Selain akibat gempa, masih banyak akibat-akibat lain menyebabkan buruh tidak mendapatkan kesejahteraan seperti kurangnya kepedulian perusahaan terhadap karyawannya. Imbalan yang diterima buruh tidak setimpal dengan keringat yang telah dikeluarkannya. Bahkan tidak sedikit pula perusahaan telah melanggar ketentuan yang telah diperjanjikan sebelumnya.
Pilkada dan Buruh
Perhelatan pesta demokrasi 5 tahun sekali di Sumbar dan kabupaten/kota di Sumbar yang akan digelar merupakan salah satu moment bagi buruh untuk menaruh harapan besar kepada setiap pasangan calon gubernur dan wakil gubernur maupun bupati dan wakil bupati serta walikota dan wakil walikota. Penulis melihat bahwa isu kesejahteran buruh yang merupakan isu strategis telah dikesampingkan oleh setiap pasangan calon.
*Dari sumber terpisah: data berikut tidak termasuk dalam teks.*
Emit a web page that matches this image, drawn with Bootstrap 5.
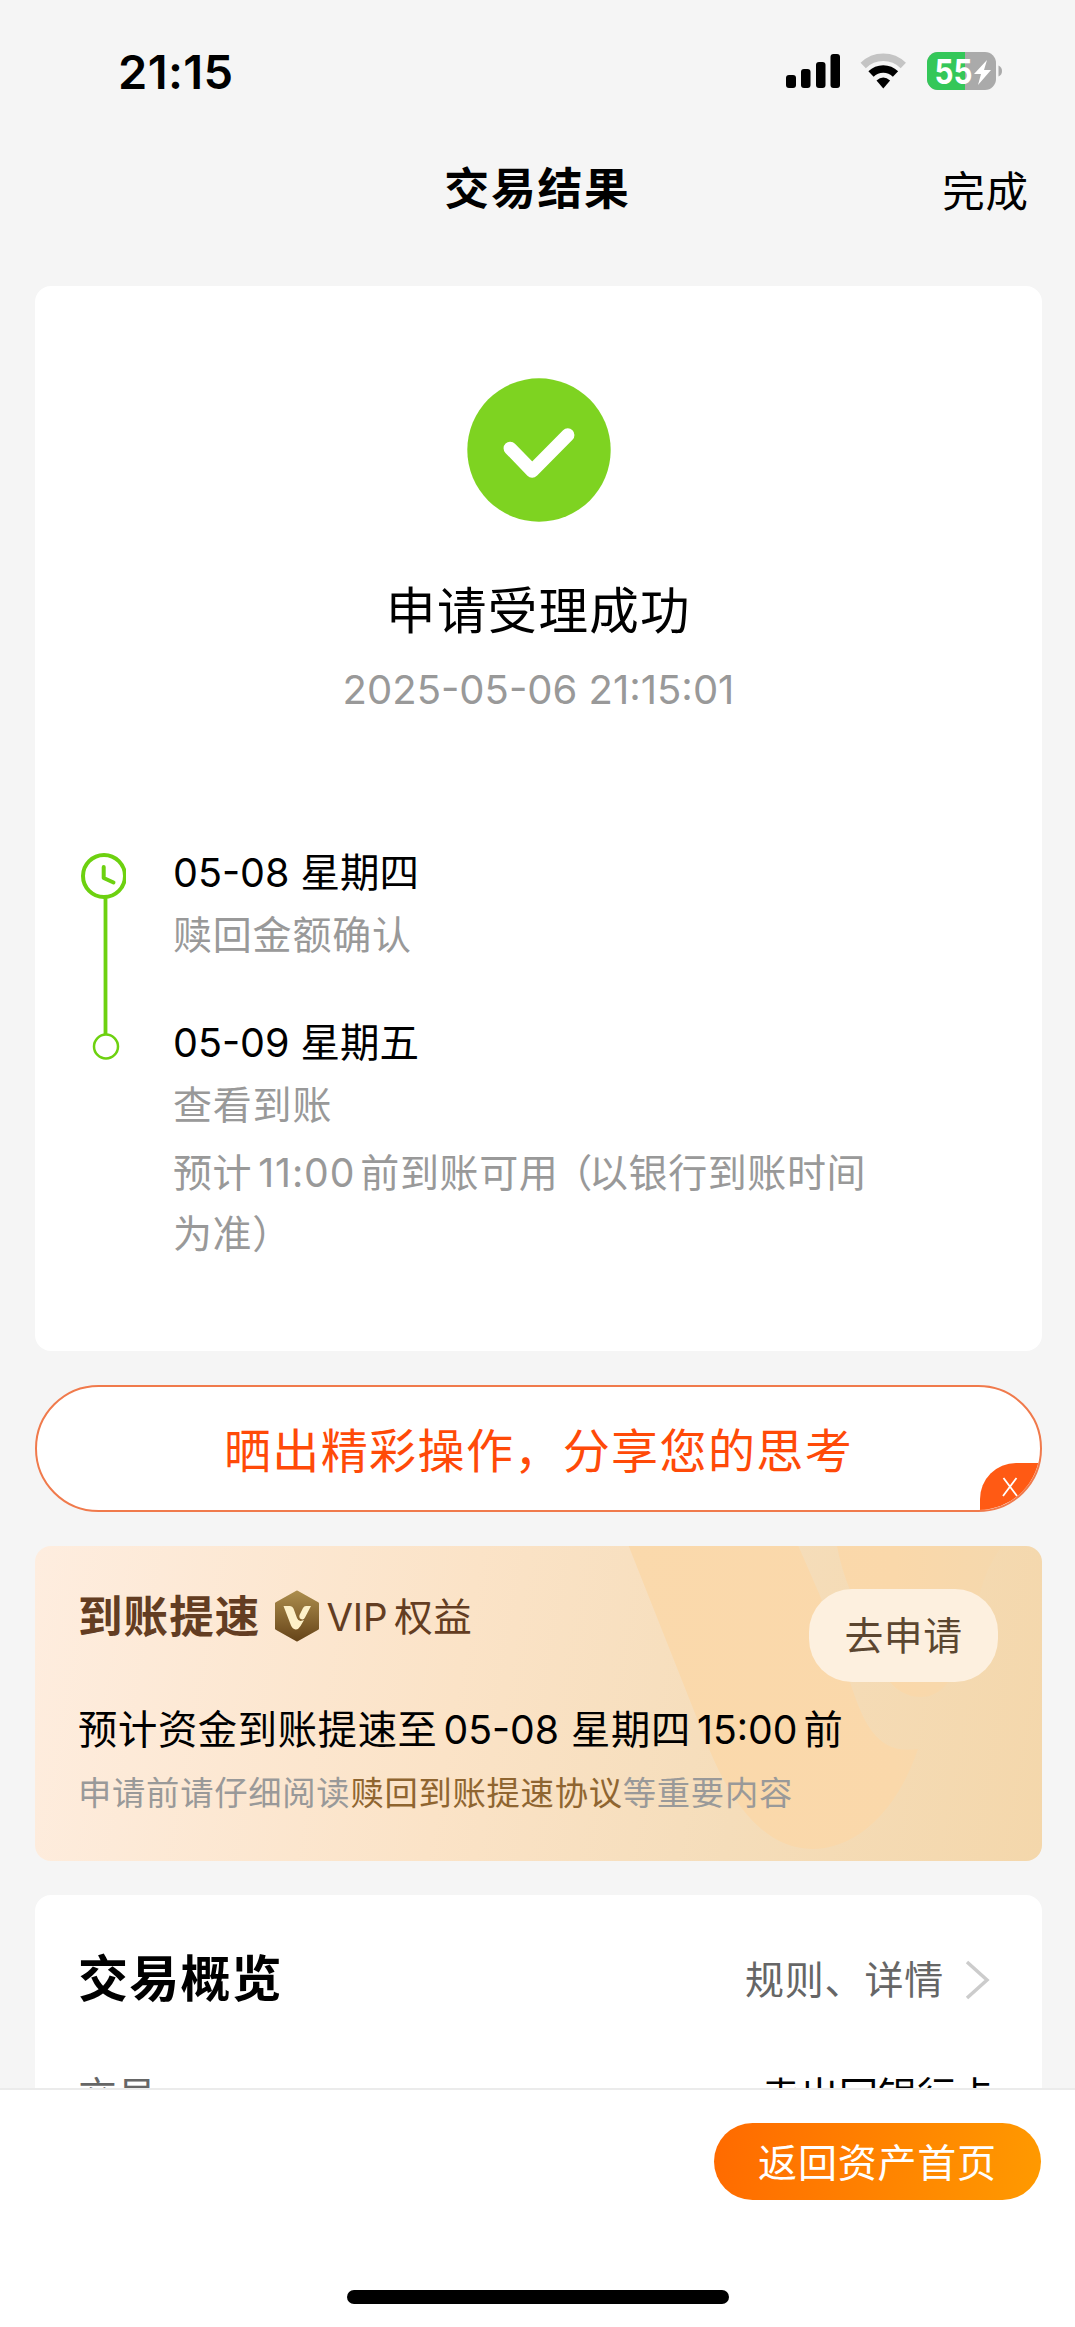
<!DOCTYPE html>
<html lang="zh-CN">
<head>
<meta charset="utf-8">
<meta name="viewport" content="width=device-width, initial-scale=1">
<title>交易结果</title>
<link href="https://cdn.jsdelivr.net/npm/bootstrap@5.3.0/dist/css/bootstrap.min.css" rel="stylesheet">
<style>
  body { background:#f5f5f5; color:#000; font-family:Inter,"Noto Sans CJK SC",sans-serif; height:2327px; overflow:hidden; }
  svg { display:block; flex:none; }
  .status-bar { height:142px; padding:2px 72px 0 118px; }
  .clock-text { font-size:47px; font-weight:600; line-height:60px; letter-spacing:.4px; }
  .title-bar { height:94px; padding:0 46px; }
  .title-side { width:120px; font-size:42.5px; letter-spacing:.9px; padding-top:5px; white-space:nowrap; }
  .title-main { font-size:44.8px; font-weight:700; letter-spacing:1.8px; padding-top:2px; }
  .page-main { padding:50px 33px 0 35px; }
  .panel { background:#fff; border-radius:16px; border:0; }
  .result-panel { height:1065px; padding:92px 45px 0; }
  .result-title { font-size:49.5px; line-height:70px; margin-top:54px; letter-spacing:1.3px; }
  .result-time { font-size:40px; line-height:60px; margin-top:14px; color:#999; letter-spacing:0; }
  .steps { margin-top:123px; }
  .steps svg { margin-top:10px; }
  .step-list { margin-left:47px; font-size:39px; width:720px; }
  .step-date { line-height:60px; font-size:39.5px; white-space:pre; }
  .step-note { line-height:62px; color:#999; letter-spacing:.8px; margin-top:1px; }
  .step-next { margin-top:47px; }
  .step-tip { line-height:61px; color:#999; letter-spacing:.6px; margin-top:6px; }
  .step-tip .num { letter-spacing:.9px; margin:0 5px 0 6px; }
  .paren-open { margin:0 -4px 0 -5px; }
  .num { margin:0 6px; letter-spacing:0; font-size:39.2px; }
  .num-date { margin-right:1px; }
  .share-pill { height:127px; margin-top:34px; padding-top:5px; border:2px solid #f07a4c; border-radius:64px; background:#fff; color:#ff4a08; font-size:47px; letter-spacing:1.4px; }
  .pill-close { right:-1px; bottom:-1px; width:61px; height:48px; background:#ff5a14; border-radius:36px 0 0 0; }
  .vip-panel { height:315px; margin-top:34px; border-radius:16px; background:linear-gradient(100deg,#feeddf 0%,#fbe3c7 42%,#f5ddba 70%,#f4d7ab 100%); }
  .vip-art { left:0; top:0; }
  .vip-body { padding:43px 44px 0 43px; }
  .vip-name { font-size:44.5px; font-weight:700; color:#633d22; letter-spacing:1.1px; line-height:57px; }
  .vip-mark { margin:1px 6px 0 14px; }
  .vip-tag { font-size:38.5px; color:#633d22; line-height:56px; letter-spacing:-.2px; }
  .vip-right { margin-left:7px; letter-spacing:.5px; }
  .vip-apply { width:189px; height:93px; border-radius:43px; background:#fdf0df; color:#5b4630; font-size:38.8px; letter-spacing:.6px; padding-top:2px; }
  .vip-line { font-size:39.3px; line-height:56px; letter-spacing:.65px; white-space:pre; margin-top:20px; }
  .vip-terms { font-size:33.3px; line-height:50px; letter-spacing:.75px; color:#999; margin-top:10px; }
  .vip-link { color:#8f6530; }
  .overview { height:400px; margin-top:34px; padding:0 47px 0 43px; }
  .ov-title { font-size:50px; font-weight:700; letter-spacing:1.2px; }
  .ov-head { padding-top:55px; height:114px; }
  .ov-link { font-size:39px; color:#666; letter-spacing:.8px; padding-top:1px; }
  .ov-arrow { margin:0 5px 0 20px; }
  .ov-row { font-size:39px; line-height:60px; margin-top:57px; }
  .ov-label { color:#666; }
  .bottom-bar { height:239px; background:#fff; border-top:2px solid #ebebeb; padding:33px 34px 0; }
  .home-btn { width:327px; height:77px; border-radius:39px; border:0; background:linear-gradient(100deg,#ff6a00,#ff9a00); color:#fff; font-size:39px; letter-spacing:.8px; }
  .home-indicator { width:382px; height:14px; border-radius:7px; background:#000; margin-top:90px; }
</style>
</head>
<body class="d-flex flex-column">
<header class="flex-shrink-0">
  <div class="status-bar d-flex align-items-center justify-content-between">
    <span class="clock-text">21:15</span>
    <svg width="217" height="40" viewBox="0 0 217 40">
      <g><rect x="0" y="23" width="10" height="13" rx="3"/><rect x="15" y="17" width="9.5" height="19" rx="3"/><rect x="30" y="10" width="9.5" height="26" rx="3"/><rect x="44.5" y="2" width="9.5" height="34" rx="3"/></g>
      <path d="M77.200 13.500A28.500 28.500 0 0 1 117.300 13.500" fill="none" stroke="#c4c4c4" stroke-width="7.500"/>
      <path d="M85 22A17.500 17.500 0 0 1 109.500 22" fill="none" stroke="#000" stroke-width="7.500"/>
      <path d="M90.500 28.500Q97.300 22.500 104.100 28.500L97.300 36.500Z"/>
      <clipPath id="bat"><rect x="141" y="0" width="69" height="38" rx="11"/></clipPath>
      <g clip-path="url(#bat)"><rect x="141" width="69" height="38" fill="#aaa"/><rect x="141" width="38" height="38" fill="#34c759"/></g>
      <path d="M212.500 13.500Q216 15 216 19Q216 23 212.500 24.500Z" fill="#aaa"/>
      <text x="148.500" y="31.500" font-size="34" font-weight="700" fill="#fff" textLength="38" lengthAdjust="spacingAndGlyphs">55</text>
      <path d="M201 8L188 22H195L192 33L205 18H198Z" fill="#fff"/>
    </svg>
  </div>
  <div class="title-bar d-flex align-items-center justify-content-between">
    <span class="title-side"></span>
    <span class="title-main">交易结果</span>
    <span class="title-side text-end">完成</span>
  </div>
</header>

<main class="page-main flex-grow-1 overflow-hidden">
  <section class="panel result-panel">
    <div class="d-flex flex-column align-items-center">
      <svg width="144" height="144" viewBox="0 0 144 144"><circle cx="72" cy="72" r="71.700" fill="#7ed321"/><path d="M43.200 70.300L65.200 93L100.800 57" fill="none" stroke="#fff" stroke-width="13.300" stroke-linecap="round" stroke-linejoin="round"/></svg>
      <div class="result-title">申请受理成功</div>
      <div class="result-time">2025-05-06 21:15:01</div>
    </div>
    <div class="steps d-flex">
      <svg width="46" height="210" viewBox="0 0 46 210" fill="none" stroke="#6dd110">
        <path d="M25.500 45V181" stroke-width="3.800"/>
        <circle cx="24" cy="23" r="21" stroke-width="4"/>
        <path d="M23.700 14V25L33.500 29.500" stroke-width="4" stroke-linecap="round" stroke-linejoin="round"/>
        <circle cx="26" cy="193.500" r="12" stroke-width="2.500"/>
      </svg>
      <div class="step-list">
        <div class="step-date">05-08 星期四</div>
        <div class="step-note">赎回金额确认</div>
        <div class="step-date step-next">05-09 星期五</div>
        <div class="step-note">查看到账</div>
        <div class="step-tip">预计<span class="num">11:00</span>前到账可用<span class="paren-open">（</span>以银行到账时间<br>为准）</div>
      </div>
    </div>
  </section>

  <section class="share-pill position-relative overflow-hidden d-flex align-items-center justify-content-center">
    晒出精彩操作，分享您的思考
    <span class="pill-close position-absolute">
      <svg width="60" height="48" viewBox="0 0 60 48"><path d="M23.500 15L37 33M36.500 15L23 33" stroke="#fff" stroke-width="1.800"/></svg>
    </span>
  </section>

  <section class="vip-panel position-relative overflow-hidden">
    <svg class="vip-art position-absolute" width="1007" height="315" viewBox="0 0 1007 315">
      <defs><linearGradient id="art" x1="590" y1="0" x2="975" y2="0" gradientUnits="userSpaceOnUse"><stop offset="0" stop-color="#fad9ac"/><stop offset=".7" stop-color="#fad8aa"/><stop offset="1" stop-color="#f5d8ad"/></linearGradient></defs>
      <g fill="url(#art)"><path d="M593.700 0L669 190C693 254 728 303 777 303C825 303 864 260 883 203C850 208 833 190 818 145L786 52L763.400 0Z"/>
      <path d="M802 0Q806 22 815 44C831 98 848 151 886 151C921 151 932 98 945 47Q951 22 967 0Z"/></g>
    </svg>
    <div class="vip-body position-relative">
      <div class="d-flex justify-content-between">
        <div class="d-flex">
          <span class="vip-name">到账提速</span>
          <svg class="vip-mark" width="46" height="52" viewBox="0 0 46 52">
            <defs><linearGradient id="hex" x1="0" y1="0" x2="0" y2="1"><stop offset="0" stop-color="#ab8c4c"/><stop offset="1" stop-color="#68461a"/></linearGradient></defs>
            <path d="M23 2L43.500 13.500V38.500L23 50L2.500 38.500V13.500Z" fill="url(#hex)" stroke="url(#hex)" stroke-width="3" stroke-linejoin="round"/>
            <path d="M9.500 16H16Q18.500 16 19.500 18.500L23 28Q24.500 32 28.500 30.500L30 30L26.500 36Q24 40 21.500 39.500Q18.500 39 17 35.500Z" fill="#fdf0c8"/>
            <path d="M37 16H32Q30 16 29 18L25.500 25Q24.500 29 28.500 29.500Q30 29.500 31 27.500Z" fill="#fdf0c8"/>
          </svg>
          <span class="vip-tag">VIP<span class="vip-right">权益</span></span>
        </div>
        <button class="btn vip-apply px-0 pb-0">去申请</button>
      </div>
      <div class="vip-line">预计资金到账提速至<span class="num num-date">05-08 </span>星期四<span class="num">15:00</span>前</div>
      <div class="vip-terms">申请前请仔细阅读<span class="vip-link">赎回到账提速协议</span>等重要内容</div>
    </div>
  </section>

  <section class="panel overview">
    <div class="ov-head d-flex justify-content-between align-items-center">
      <span class="ov-title">交易概览</span>
      <span class="ov-link d-flex align-items-center">规则、详情
        <svg class="ov-arrow" width="26" height="40" viewBox="0 0 26 40"><path d="M3 2L23 20L3 38" fill="none" stroke="#ccc" stroke-width="3.500"/></svg>
      </span>
    </div>
    <div class="ov-row d-flex justify-content-between"><span class="ov-label">交易</span><span>卖出回银行卡</span></div>
  </section>
</main>

<footer class="bottom-bar flex-shrink-0 d-flex flex-column">
  <button class="btn home-btn p-0 pt-1 align-self-end">返回资产首页</button>
  <div class="home-indicator align-self-center"></div>
</footer>
<script src="https://cdn.jsdelivr.net/npm/bootstrap@5.3.0/dist/js/bootstrap.bundle.min.js"></script>
</body>
</html>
Pasangan calon hanya memfokuskan diri kepada isu pendidikan dan kesehatan. Bukan berarti isu pendidikan dan kesehatan tidak penting. Tetapi isu kesejahteraan buruh adalah isu yang perlu dipertimbangkan karena buruh memiliki peranan penting dalam pembangunan 5 tahun kedepannya. Bayangkan jika buruh melakukan mogok kerja karena tidak terpenuhi hak-haknya maka akan berdampak kepada matinya sektor usaha daerah. Seyogyanyalah pasangan calon harus meningkatkan kesejahteraan buruh sebagi salah satu program utama apabila mereka terpilih nantinya. Bukankah pasangan calon terpilih nantinya juga merupakan buruh dalam arti sempit atau pelayan yang akan melayani masyarakat. Dalam pengertian buruh diatas, tentunya perlu keseimbangan antara kesejahteraan buruh yang bekerja untuk menghasilkan produksi sebagai kebutuhan masyarakat atau buruh yang melakukan pekerjaan lainnya dengan buruh (red: kepala daerah) yang mengabdikan diri kepada masyarakat. Jika kepala daerah berada diposisi buruh saat ini, tentunya mereka akan melakukan hal yang sama dengan apa yang dilakukan buruh dalam menuntut hak-haknya kepada pengusaha maupun pemerintah.
May Day, Sebuah Harapan
Tanpa disadari peringatan hari buruh yang diperingati setiap tahunnya pada tanggal 1 Mei yang dikenal dengan May Day hanya sebagai simbol perlawanan buruh dalam menuntut hak-hak yang telah dirampas oleh pengusaha. Bukan hanya sebagai ceremonial yang selama ini sering kita dengar. Mereka bukanlah budak seperti zaman penjajahan yang telah memperlakukan buruh sebagai mesin penghasil uang tetapi mereka adalah para pahlawan di negara ini. Kemerdekaan selama 64 tahun tidak akan bermakna jika tidak diiringi oleh kemerdekaan kaum buruh tersebut. Walaupun teriakan para buruh dan aktivis buruh selama ini belum mampu menggugah hati para pengusaha maupun pemerintah yang telah tertutup mata hatinya karena menganggap teriakan mereka hanya sebuah nyanyian sumbang. Namun setidaknya inilah bentuk perlawanan dari mereka untuk menjemput harapan yang pernah terpikirkan oleh founding father. Semoga pemimpin Sumatera Barat kedepannya merupakan pemimpin yang peduli kepada nasib buruh.